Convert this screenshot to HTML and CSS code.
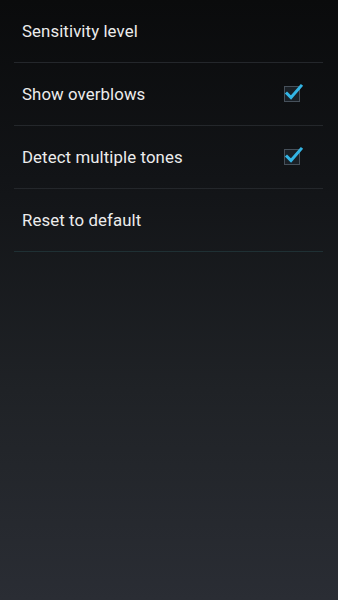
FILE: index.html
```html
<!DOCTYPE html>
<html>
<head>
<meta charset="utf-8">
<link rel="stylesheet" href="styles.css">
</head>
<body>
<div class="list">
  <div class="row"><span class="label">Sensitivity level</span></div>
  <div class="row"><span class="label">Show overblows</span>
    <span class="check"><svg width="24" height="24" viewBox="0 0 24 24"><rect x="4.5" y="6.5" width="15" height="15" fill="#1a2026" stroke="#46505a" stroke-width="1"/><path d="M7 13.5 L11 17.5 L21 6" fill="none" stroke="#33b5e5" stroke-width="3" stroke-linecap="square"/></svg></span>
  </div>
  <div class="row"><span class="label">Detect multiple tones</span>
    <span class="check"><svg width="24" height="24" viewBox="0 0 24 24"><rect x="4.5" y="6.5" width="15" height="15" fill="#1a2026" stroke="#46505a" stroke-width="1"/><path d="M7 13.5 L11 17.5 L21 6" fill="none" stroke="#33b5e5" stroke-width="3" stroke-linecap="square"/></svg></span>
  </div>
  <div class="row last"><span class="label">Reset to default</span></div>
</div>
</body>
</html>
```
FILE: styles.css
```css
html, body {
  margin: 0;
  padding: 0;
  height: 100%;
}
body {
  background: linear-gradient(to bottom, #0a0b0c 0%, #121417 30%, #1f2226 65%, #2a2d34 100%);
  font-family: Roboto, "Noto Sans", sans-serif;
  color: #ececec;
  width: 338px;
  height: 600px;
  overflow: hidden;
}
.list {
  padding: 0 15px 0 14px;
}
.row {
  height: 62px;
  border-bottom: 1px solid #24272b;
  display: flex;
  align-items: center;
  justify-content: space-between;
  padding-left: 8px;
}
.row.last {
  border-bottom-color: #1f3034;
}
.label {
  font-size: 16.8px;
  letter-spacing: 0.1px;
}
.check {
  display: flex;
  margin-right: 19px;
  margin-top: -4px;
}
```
■ ■ ■ ■ ■ ■ ■
[Exercise instructions]
Transcribe the whole listing exactly. Pictures are excluded.

[Final result]
Convert this screenshot to HTML and CSS code.
FILE: index.html
```html
<!DOCTYPE html>
<html>
<head>
<meta charset="utf-8">
<link rel="stylesheet" href="styles.css">
</head>
<body>
<div class="list">
  <div class="row"><span class="label">Sensitivity level</span></div>
  <div class="row"><span class="label">Show overblows</span>
    <span class="check"><svg width="24" height="24" viewBox="0 0 24 24"><rect x="4.5" y="6.5" width="15" height="15" fill="#1a2026" stroke="#46505a" stroke-width="1"/><path d="M7 13.5 L11 17.5 L21 6" fill="none" stroke="#33b5e5" stroke-width="3" stroke-linecap="square"/></svg></span>
  </div>
  <div class="row"><span class="label">Detect multiple tones</span>
    <span class="check"><svg width="24" height="24" viewBox="0 0 24 24"><rect x="4.5" y="6.5" width="15" height="15" fill="#1a2026" stroke="#46505a" stroke-width="1"/><path d="M7 13.5 L11 17.5 L21 6" fill="none" stroke="#33b5e5" stroke-width="3" stroke-linecap="square"/></svg></span>
  </div>
  <div class="row last"><span class="label">Reset to default</span></div>
</div>
</body>
</html>
```
FILE: styles.css
```css
html, body {
  margin: 0;
  padding: 0;
  height: 100%;
}
body {
  background: linear-gradient(to bottom, #0a0b0c 0%, #121417 30%, #1f2226 65%, #2a2d34 100%);
  font-family: Roboto, "Noto Sans", sans-serif;
  color: #ececec;
  width: 338px;
  height: 600px;
  overflow: hidden;
}
.list {
  padding: 0 15px 0 14px;
}
.row {
  height: 62px;
  border-bottom: 1px solid #24272b;
  display: flex;
  align-items: center;
  justify-content: space-between;
  padding-left: 8px;
}
.row.last {
  border-bottom-color: #1f3034;
}
.label {
  font-size: 16.8px;
  letter-spacing: 0.1px;
}
.check {
  display: flex;
  margin-right: 19px;
  margin-top: -4px;
}
```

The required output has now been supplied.